» **The exercise**
Would you transcribe the whole listing exactly, minus its pictures?

» **Collected data**
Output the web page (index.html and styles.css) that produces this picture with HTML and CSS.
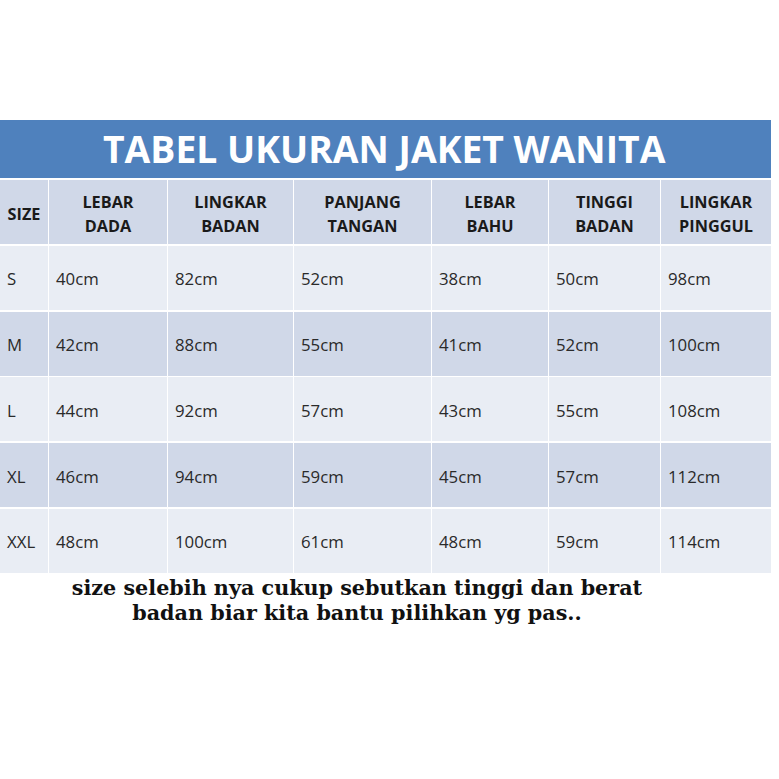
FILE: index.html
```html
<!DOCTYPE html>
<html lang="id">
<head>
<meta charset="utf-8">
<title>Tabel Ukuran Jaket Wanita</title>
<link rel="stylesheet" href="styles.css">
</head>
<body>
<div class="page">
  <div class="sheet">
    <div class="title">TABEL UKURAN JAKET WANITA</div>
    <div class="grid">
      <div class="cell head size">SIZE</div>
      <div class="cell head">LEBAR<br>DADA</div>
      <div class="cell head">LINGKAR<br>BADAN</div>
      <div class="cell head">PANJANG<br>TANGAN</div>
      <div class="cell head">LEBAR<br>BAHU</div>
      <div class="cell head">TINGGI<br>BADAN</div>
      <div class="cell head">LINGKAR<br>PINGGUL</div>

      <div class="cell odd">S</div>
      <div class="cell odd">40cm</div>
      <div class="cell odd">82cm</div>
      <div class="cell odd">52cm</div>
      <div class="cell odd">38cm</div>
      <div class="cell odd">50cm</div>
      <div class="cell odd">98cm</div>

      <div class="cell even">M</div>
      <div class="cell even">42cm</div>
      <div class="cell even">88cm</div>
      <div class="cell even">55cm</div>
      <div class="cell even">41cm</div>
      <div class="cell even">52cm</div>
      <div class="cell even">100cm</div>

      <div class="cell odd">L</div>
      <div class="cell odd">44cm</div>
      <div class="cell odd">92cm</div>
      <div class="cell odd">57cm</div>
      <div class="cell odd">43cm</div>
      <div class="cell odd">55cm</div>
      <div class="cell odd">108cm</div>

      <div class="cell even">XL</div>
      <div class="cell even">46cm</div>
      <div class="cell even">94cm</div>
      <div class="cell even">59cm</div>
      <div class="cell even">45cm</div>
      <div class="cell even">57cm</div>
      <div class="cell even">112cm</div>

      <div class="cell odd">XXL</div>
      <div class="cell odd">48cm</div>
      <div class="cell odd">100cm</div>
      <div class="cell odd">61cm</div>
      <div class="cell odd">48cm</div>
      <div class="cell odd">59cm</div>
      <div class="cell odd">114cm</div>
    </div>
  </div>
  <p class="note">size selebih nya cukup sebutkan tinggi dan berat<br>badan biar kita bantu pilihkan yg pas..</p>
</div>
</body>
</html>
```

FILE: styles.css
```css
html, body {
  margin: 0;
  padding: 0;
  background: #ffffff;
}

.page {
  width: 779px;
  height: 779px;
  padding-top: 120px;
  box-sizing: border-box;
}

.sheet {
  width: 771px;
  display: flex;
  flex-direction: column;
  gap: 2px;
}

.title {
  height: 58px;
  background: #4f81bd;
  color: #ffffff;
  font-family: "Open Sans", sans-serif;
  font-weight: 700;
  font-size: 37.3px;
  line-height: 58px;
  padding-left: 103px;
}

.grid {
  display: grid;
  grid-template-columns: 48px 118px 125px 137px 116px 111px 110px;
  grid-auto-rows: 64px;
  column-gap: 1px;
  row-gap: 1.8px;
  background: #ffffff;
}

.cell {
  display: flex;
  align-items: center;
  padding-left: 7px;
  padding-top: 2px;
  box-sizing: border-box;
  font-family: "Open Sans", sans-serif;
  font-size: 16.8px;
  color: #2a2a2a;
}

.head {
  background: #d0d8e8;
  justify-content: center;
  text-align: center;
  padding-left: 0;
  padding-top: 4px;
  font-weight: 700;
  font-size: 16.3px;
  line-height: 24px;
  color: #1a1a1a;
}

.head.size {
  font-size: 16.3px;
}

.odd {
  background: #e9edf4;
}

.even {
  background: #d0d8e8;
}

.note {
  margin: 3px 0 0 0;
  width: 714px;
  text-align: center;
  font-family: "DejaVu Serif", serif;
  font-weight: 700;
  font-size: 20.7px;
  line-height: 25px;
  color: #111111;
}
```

» **Final result**
Output the web page (index.html and styles.css) that produces this picture with HTML and CSS.
FILE: index.html
```html
<!DOCTYPE html>
<html lang="id">
<head>
<meta charset="utf-8">
<title>Tabel Ukuran Jaket Wanita</title>
<link rel="stylesheet" href="styles.css">
</head>
<body>
<div class="page">
  <div class="sheet">
    <div class="title">TABEL UKURAN JAKET WANITA</div>
    <div class="grid">
      <div class="cell head size">SIZE</div>
      <div class="cell head">LEBAR<br>DADA</div>
      <div class="cell head">LINGKAR<br>BADAN</div>
      <div class="cell head">PANJANG<br>TANGAN</div>
      <div class="cell head">LEBAR<br>BAHU</div>
      <div class="cell head">TINGGI<br>BADAN</div>
      <div class="cell head">LINGKAR<br>PINGGUL</div>

      <div class="cell odd">S</div>
      <div class="cell odd">40cm</div>
      <div class="cell odd">82cm</div>
      <div class="cell odd">52cm</div>
      <div class="cell odd">38cm</div>
      <div class="cell odd">50cm</div>
      <div class="cell odd">98cm</div>

      <div class="cell even">M</div>
      <div class="cell even">42cm</div>
      <div class="cell even">88cm</div>
      <div class="cell even">55cm</div>
      <div class="cell even">41cm</div>
      <div class="cell even">52cm</div>
      <div class="cell even">100cm</div>

      <div class="cell odd">L</div>
      <div class="cell odd">44cm</div>
      <div class="cell odd">92cm</div>
      <div class="cell odd">57cm</div>
      <div class="cell odd">43cm</div>
      <div class="cell odd">55cm</div>
      <div class="cell odd">108cm</div>

      <div class="cell even">XL</div>
      <div class="cell even">46cm</div>
      <div class="cell even">94cm</div>
      <div class="cell even">59cm</div>
      <div class="cell even">45cm</div>
      <div class="cell even">57cm</div>
      <div class="cell even">112cm</div>

      <div class="cell odd">XXL</div>
      <div class="cell odd">48cm</div>
      <div class="cell odd">100cm</div>
      <div class="cell odd">61cm</div>
      <div class="cell odd">48cm</div>
      <div class="cell odd">59cm</div>
      <div class="cell odd">114cm</div>
    </div>
  </div>
  <p class="note">size selebih nya cukup sebutkan tinggi dan berat<br>badan biar kita bantu pilihkan yg pas..</p>
</div>
</body>
</html>
```

FILE: styles.css
```css
html, body {
  margin: 0;
  padding: 0;
  background: #ffffff;
}

.page {
  width: 779px;
  height: 779px;
  padding-top: 120px;
  box-sizing: border-box;
}

.sheet {
  width: 771px;
  display: flex;
  flex-direction: column;
  gap: 2px;
}

.title {
  height: 58px;
  background: #4f81bd;
  color: #ffffff;
  font-family: "Open Sans", sans-serif;
  font-weight: 700;
  font-size: 37.3px;
  line-height: 58px;
  padding-left: 103px;
}

.grid {
  display: grid;
  grid-template-columns: 48px 118px 125px 137px 116px 111px 110px;
  grid-auto-rows: 64px;
  column-gap: 1px;
  row-gap: 1.8px;
  background: #ffffff;
}

.cell {
  display: flex;
  align-items: center;
  padding-left: 7px;
  padding-top: 2px;
  box-sizing: border-box;
  font-family: "Open Sans", sans-serif;
  font-size: 16.8px;
  color: #2a2a2a;
}

.head {
  background: #d0d8e8;
  justify-content: center;
  text-align: center;
  padding-left: 0;
  padding-top: 4px;
  font-weight: 700;
  font-size: 16.3px;
  line-height: 24px;
  color: #1a1a1a;
}

.head.size {
  font-size: 16.3px;
}

.odd {
  background: #e9edf4;
}

.even {
  background: #d0d8e8;
}

.note {
  margin: 3px 0 0 0;
  width: 714px;
  text-align: center;
  font-family: "DejaVu Serif", serif;
  font-weight: 700;
  font-size: 20.7px;
  line-height: 25px;
  color: #111111;
}
```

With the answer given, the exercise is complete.